On m’a dit une fois que j’étais très « soufi « dans ma manière de considérer ma vie, mon art, ma pratique, je ne sais pas mais c’est vrai que ce n’est pas l’ambition ni la carrière qui guide mes pas, j’ai besoin d’être inspirée et que les mots deviennent une nécessité. Mes albums se nourrissent de ma vie , de mes expériences , j’ ai besoin de plus de temps que d’autres pour accoucher d’un album.. peut-être aussi parce que je navigue sur plusieurs fronts.

J’ai une collection de vêtements que je crée entre chaque album en alternance depuis 17 ans maintenant.. c’est devenu presque une seconde respiration.

J’ai aussi le projet de terminer une série de peintures d’après une première série d’encres de chine réalisées il y a 3 ans et que j’ai du mettre en attente car la musique reprenait.

Les projets de musique et d’albums sont aussi présents en ce moment , mais je sais que c’est une gestation longue car je ne peux me détacher de ce que nous vivons dans le monde en ce moment. Écrire des chansons n’est pas juste un moment d’écriture, un artiste est aussi témoin d’une époque et le message que j’aimerais délivrer n’est pas encore prêt .

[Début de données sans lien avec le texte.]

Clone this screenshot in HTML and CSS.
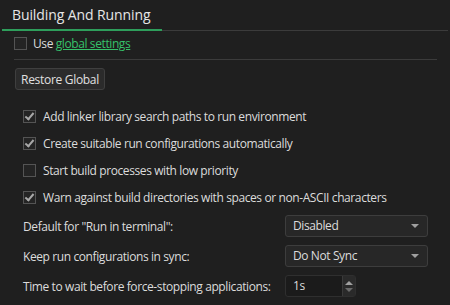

J’ai autant de projets que d ‘idées , mais lesquelles prendront le chemin de la manifestation .. mystère.. Je crois que j’aime assez l’idée de laisser l’avenir ouvert et de ne pas savoir ce que me réserve demain . Je suis horriblement malheureuse si je sais à l’avance ce qui m’attend , je suis un électron libre qui n’aime rien autant que de laisser les étoiles me guider pour faire de merveilleuses rencontres pour orienter mes projets , ou simplement l’ordre dans lequel ils doivent s’organiser et j ‘ai la chance ou la malchance de ne pas tenir en place . Je me sens nomade des lieux et des disciplines que j’aborde . c’est mon fonctionnement, ma façon d’avancer de me réinventer , cela prend du temps mais je ne sais pas faire autrement que créer sur plusieurs fronts pour nourrir ma créativité.

Depuis quelques années je travaille aussi sur un nouvel instrument , le piano, pour être seule sur scène avec ma voix et un piano dans un futur proche.

J’ai aussi le projet de partir m’installer dans un endroit proche de la nature très prochainement, qui sera l’écrin de mes nouveaux projets pour acquérir plus d’indépendance dans mes projets et d’espace pour créer et recevoir mes amis pour de nouvelles collaborations.

Je travaille aussi sur le projet d’un livre de cuisine avec mon frère qui est un grand artiste et grand chef au Maroc dans sa maison d’hôtes à Marrakech, la « casa taos ».

La liste de mes envies est assez longue et j’en ai déjà coché quelques unes ( ouf sauvée), ah oui j’oubliais écrire un one woman show , et oui ça fait aussi partie de ma liste, depuis le temps qu’on me dit que j’suis comédienne, réaliser un film … ect

Bref très sérieusement mon grand projet depuis que j’ai passé le cap des 50 ans c’est d’être moi-même avec toutes mes facettes!